- YOUR GOAL: Transcribe every line exactly. Leave the pictures behind.

- DATA PROVIDED:
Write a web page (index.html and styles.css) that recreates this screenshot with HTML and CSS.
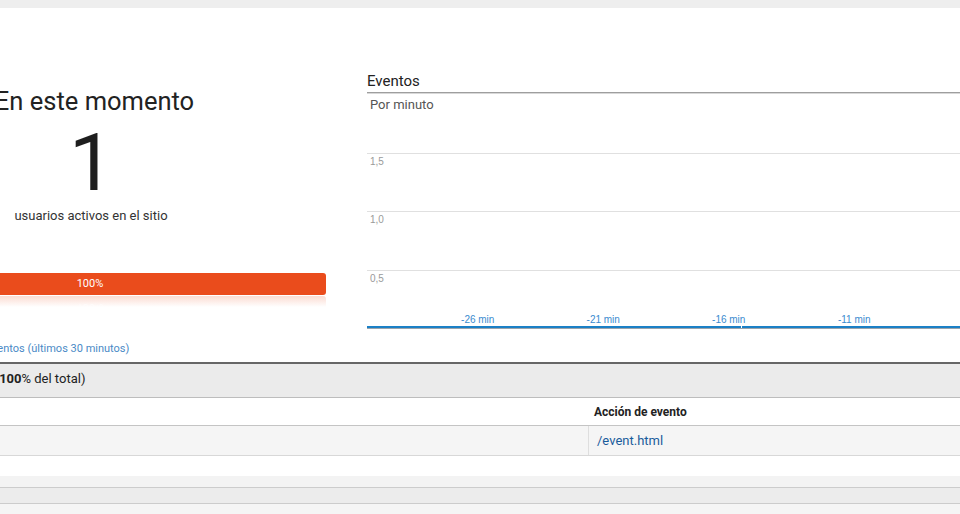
FILE: index.html
```html
<!DOCTYPE html>
<html lang="es">
<head>
<meta charset="utf-8">
<title>Tiempo real - Eventos</title>
<link rel="stylesheet" href="styles.css">
</head>
<body>
<div class="topbar"></div>
<div class="main">
  <section class="now">
    <h2 class="now-title">En este momento</h2>
    <div class="now-count">1</div>
    <div class="now-sub">usuarios activos en el sitio</div>
    <div class="bar"><span>100%</span></div>
    <div class="bar-reflect"><span>100%</span></div>
    <a class="now-link">Eventos (últimos 30 minutos)</a>
  </section>
  <section class="events">
    <div class="tabs"><span class="tab">Eventos</span></div>
    <div class="per">Por minuto</div>
    <div class="chart">
      <div class="grow g1"><span class="ylab">1,5</span></div>
      <div class="grow g2"><span class="ylab">1,0</span></div>
      <div class="grow g3">
        <span class="ylab">0,5</span>
        <div class="ticks">
          <span class="tick">-26 min</span>
          <span class="tick">-21 min</span>
          <span class="tick">-16 min</span>
          <span class="tick">-11 min</span>
        </div>
      </div>
      <div class="axis"></div>
    </div>
  </section>
</div>
<div class="table">
  <div class="summary"><span class="summary-text">Eventos: 1 (<b>100</b>% del total)</span></div>
  <div class="trow thead">
    <div class="cell c1"></div>
    <div class="cell c2">Acción de evento</div>
  </div>
  <div class="trow tdata">
    <div class="cell c1"></div>
    <div class="cell c2 divided"><a class="lnk">/event.html</a></div>
  </div>
  <div class="trow blank"></div>
  <div class="trow f1"></div>
  <div class="trow f2"></div>
  <div class="trow f3"></div>
</div>
</body>
</html>
```
FILE: styles.css
```css
html, body {
  margin: 0;
  padding: 0;
  background: #fff;
}
body {
  width: 960px;
  height: 514px;
  overflow: hidden;
  font-family: Roboto, "Liberation Sans", Arial, sans-serif;
  color: #222;
}
.topbar {
  height: 8px;
  background: #eeeeee;
}
.main {
  display: flex;
  align-items: flex-start;
  margin-left: -146px;
  height: 354px;
}
.now {
  width: 472px;
  flex: none;
  padding-top: 78px;
  text-align: center;
}
.now-title {
  margin: 0;
  font-size: 25.5px;
  line-height: 30px;
  font-weight: 400;
  color: #222;
  padding-left: 9px;
}
.now-count {
  margin-top: 7px;
  font-size: 80px;
  line-height: 80px;
  font-weight: 400;
  color: #1e1e1e;
  padding-left: 3px;
}
.now-sub {
  margin-top: 5px;
  font-size: 13px;
  line-height: 16px;
  color: #333;
  padding-left: 2px;
}
.bar {
  margin-top: 49px;
  height: 22px;
  background: #ea4c1c;
  border-radius: 0 3px 3px 0;
  color: #fff;
  font-size: 11px;
  line-height: 22px;
}
.bar-reflect {
  margin-top: 1px;
  height: 11px;
  overflow: hidden;
  background: linear-gradient(rgba(234, 76, 28, 0.2), rgba(255, 255, 255, 0));
  border-radius: 0 3px 0 0;
  color: rgba(255, 255, 255, 0.6);
  font-size: 11px;
  line-height: 22px;
}
.bar-reflect span {
  display: inline-block;
  transform: scaleY(-1);
  margin-top: -12px;
}
.now-link {
  display: block;
  margin-top: 35px;
  text-align: left;
  padding-left: 132px;
  font-size: 11px;
  line-height: 14px;
  color: #4a8ac6;
}
.events {
  flex: 1;
  margin-left: 41px;
  padding-top: 64px;
}
.tabs {
  border-bottom: 1px solid #9e9e9e;
  box-shadow: 0 1px 0 #d8d8d8;
  padding-bottom: 2px;
}
.tab {
  display: block;
  font-size: 15px;
  line-height: 18px;
  color: #222;
}
.per {
  margin-top: 4px;
  padding-left: 3px;
  font-size: 13px;
  line-height: 16px;
  color: #555;
}
.chart {
  position: relative;
  margin-top: 40px;
}
.grow {
  box-sizing: border-box;
  border-top: 1px solid #e0e0e0;
  padding: 2px 0 0 3px;
}
.g1 { height: 58px; }
.g2 { height: 59px; }
.g3 {
  height: 56px;
  display: flex;
  flex-direction: column;
  justify-content: space-between;
  padding-left: 0;
}
.g3 .ylab { padding-left: 3px; }
.ylab {
  display: block;
  font-family: "Liberation Sans", Arial, sans-serif;
  font-size: 10px;
  line-height: 12px;
  color: #9a9a9a;
}
.ticks {
  display: flex;
  padding-left: 48px;
}
.tick {
  width: 125.5px;
  flex: none;
  text-align: center;
  font-family: "Liberation Sans", Arial, sans-serif;
  font-size: 10px;
  line-height: 12px;
  color: #3b8bcf;
}
.axis {
  position: relative;
  height: 2px;
  background: #1b80c6;
  border-bottom: 1px solid #9aa4ad;
}
.axis::after {
  content: "";
  position: absolute;
  left: 374px;
  top: -2px;
  width: 1px;
  height: 4px;
  background: #fff;
}
.table {
  border-top: 2px solid #666;
}
.summary {
  height: 34px;
  box-sizing: border-box;
  background: #ebebeb;
  border-bottom: 1px solid #bdbdbd;
  padding-top: 7px;
  font-size: 13px;
  line-height: 16px;
  color: #222;
  white-space: nowrap;
}
.summary-text {
  display: inline-block;
  margin-left: -68px;
}
.trow {
  display: flex;
  box-sizing: border-box;
}
.cell.c1 {
  width: 588px;
  flex: none;
}
.cell.c2 {
  flex: 1;
}
.thead {
  height: 28px;
  background: #fff;
  border-bottom: 1px solid #c4c4c4;
}
.thead .c2 {
  padding-left: 6px;
  font-size: 12px;
  line-height: 16px;
  padding-top: 6px;
  font-weight: 700;
  color: #222;
}
.tdata {
  height: 30px;
  background: #f5f5f5;
  border-bottom: 1px solid #d8d8d8;
}
.tdata .c2 {
  padding-left: 8px;
  padding-top: 7px;
  font-size: 13px;
  line-height: 16px;
}
.divided {
  border-left: 1px solid #dedede;
}
.lnk {
  color: #1a5c9c;
}
.blank {
  height: 20px;
  background: #fff;
}
.f1 {
  height: 12px;
  background: #f3f3f3;
  border-bottom: 1px solid #cccccc;
}
.f2 {
  height: 16px;
  background: #ececec;
  border-bottom: 1px solid #cccccc;
}
.f3 {
  height: 11px;
  background: #f5f5f5;
}
```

- RESULT OF THIS EXERCISE:
Write a web page (index.html and styles.css) that recreates this screenshot with HTML and CSS.
FILE: index.html
```html
<!DOCTYPE html>
<html lang="es">
<head>
<meta charset="utf-8">
<title>Tiempo real - Eventos</title>
<link rel="stylesheet" href="styles.css">
</head>
<body>
<div class="topbar"></div>
<div class="main">
  <section class="now">
    <h2 class="now-title">En este momento</h2>
    <div class="now-count">1</div>
    <div class="now-sub">usuarios activos en el sitio</div>
    <div class="bar"><span>100%</span></div>
    <div class="bar-reflect"><span>100%</span></div>
    <a class="now-link">Eventos (últimos 30 minutos)</a>
  </section>
  <section class="events">
    <div class="tabs"><span class="tab">Eventos</span></div>
    <div class="per">Por minuto</div>
    <div class="chart">
      <div class="grow g1"><span class="ylab">1,5</span></div>
      <div class="grow g2"><span class="ylab">1,0</span></div>
      <div class="grow g3">
        <span class="ylab">0,5</span>
        <div class="ticks">
          <span class="tick">-26 min</span>
          <span class="tick">-21 min</span>
          <span class="tick">-16 min</span>
          <span class="tick">-11 min</span>
        </div>
      </div>
      <div class="axis"></div>
    </div>
  </section>
</div>
<div class="table">
  <div class="summary"><span class="summary-text">Eventos: 1 (<b>100</b>% del total)</span></div>
  <div class="trow thead">
    <div class="cell c1"></div>
    <div class="cell c2">Acción de evento</div>
  </div>
  <div class="trow tdata">
    <div class="cell c1"></div>
    <div class="cell c2 divided"><a class="lnk">/event.html</a></div>
  </div>
  <div class="trow blank"></div>
  <div class="trow f1"></div>
  <div class="trow f2"></div>
  <div class="trow f3"></div>
</div>
</body>
</html>
```
FILE: styles.css
```css
html, body {
  margin: 0;
  padding: 0;
  background: #fff;
}
body {
  width: 960px;
  height: 514px;
  overflow: hidden;
  font-family: Roboto, "Liberation Sans", Arial, sans-serif;
  color: #222;
}
.topbar {
  height: 8px;
  background: #eeeeee;
}
.main {
  display: flex;
  align-items: flex-start;
  margin-left: -146px;
  height: 354px;
}
.now {
  width: 472px;
  flex: none;
  padding-top: 78px;
  text-align: center;
}
.now-title {
  margin: 0;
  font-size: 25.5px;
  line-height: 30px;
  font-weight: 400;
  color: #222;
  padding-left: 9px;
}
.now-count {
  margin-top: 7px;
  font-size: 80px;
  line-height: 80px;
  font-weight: 400;
  color: #1e1e1e;
  padding-left: 3px;
}
.now-sub {
  margin-top: 5px;
  font-size: 13px;
  line-height: 16px;
  color: #333;
  padding-left: 2px;
}
.bar {
  margin-top: 49px;
  height: 22px;
  background: #ea4c1c;
  border-radius: 0 3px 3px 0;
  color: #fff;
  font-size: 11px;
  line-height: 22px;
}
.bar-reflect {
  margin-top: 1px;
  height: 11px;
  overflow: hidden;
  background: linear-gradient(rgba(234, 76, 28, 0.2), rgba(255, 255, 255, 0));
  border-radius: 0 3px 0 0;
  color: rgba(255, 255, 255, 0.6);
  font-size: 11px;
  line-height: 22px;
}
.bar-reflect span {
  display: inline-block;
  transform: scaleY(-1);
  margin-top: -12px;
}
.now-link {
  display: block;
  margin-top: 35px;
  text-align: left;
  padding-left: 132px;
  font-size: 11px;
  line-height: 14px;
  color: #4a8ac6;
}
.events {
  flex: 1;
  margin-left: 41px;
  padding-top: 64px;
}
.tabs {
  border-bottom: 1px solid #9e9e9e;
  box-shadow: 0 1px 0 #d8d8d8;
  padding-bottom: 2px;
}
.tab {
  display: block;
  font-size: 15px;
  line-height: 18px;
  color: #222;
}
.per {
  margin-top: 4px;
  padding-left: 3px;
  font-size: 13px;
  line-height: 16px;
  color: #555;
}
.chart {
  position: relative;
  margin-top: 40px;
}
.grow {
  box-sizing: border-box;
  border-top: 1px solid #e0e0e0;
  padding: 2px 0 0 3px;
}
.g1 { height: 58px; }
.g2 { height: 59px; }
.g3 {
  height: 56px;
  display: flex;
  flex-direction: column;
  justify-content: space-between;
  padding-left: 0;
}
.g3 .ylab { padding-left: 3px; }
.ylab {
  display: block;
  font-family: "Liberation Sans", Arial, sans-serif;
  font-size: 10px;
  line-height: 12px;
  color: #9a9a9a;
}
.ticks {
  display: flex;
  padding-left: 48px;
}
.tick {
  width: 125.5px;
  flex: none;
  text-align: center;
  font-family: "Liberation Sans", Arial, sans-serif;
  font-size: 10px;
  line-height: 12px;
  color: #3b8bcf;
}
.axis {
  position: relative;
  height: 2px;
  background: #1b80c6;
  border-bottom: 1px solid #9aa4ad;
}
.axis::after {
  content: "";
  position: absolute;
  left: 374px;
  top: -2px;
  width: 1px;
  height: 4px;
  background: #fff;
}
.table {
  border-top: 2px solid #666;
}
.summary {
  height: 34px;
  box-sizing: border-box;
  background: #ebebeb;
  border-bottom: 1px solid #bdbdbd;
  padding-top: 7px;
  font-size: 13px;
  line-height: 16px;
  color: #222;
  white-space: nowrap;
}
.summary-text {
  display: inline-block;
  margin-left: -68px;
}
.trow {
  display: flex;
  box-sizing: border-box;
}
.cell.c1 {
  width: 588px;
  flex: none;
}
.cell.c2 {
  flex: 1;
}
.thead {
  height: 28px;
  background: #fff;
  border-bottom: 1px solid #c4c4c4;
}
.thead .c2 {
  padding-left: 6px;
  font-size: 12px;
  line-height: 16px;
  padding-top: 6px;
  font-weight: 700;
  color: #222;
}
.tdata {
  height: 30px;
  background: #f5f5f5;
  border-bottom: 1px solid #d8d8d8;
}
.tdata .c2 {
  padding-left: 8px;
  padding-top: 7px;
  font-size: 13px;
  line-height: 16px;
}
.divided {
  border-left: 1px solid #dedede;
}
.lnk {
  color: #1a5c9c;
}
.blank {
  height: 20px;
  background: #fff;
}
.f1 {
  height: 12px;
  background: #f3f3f3;
  border-bottom: 1px solid #cccccc;
}
.f2 {
  height: 16px;
  background: #ececec;
  border-bottom: 1px solid #cccccc;
}
.f3 {
  height: 11px;
  background: #f5f5f5;
}
```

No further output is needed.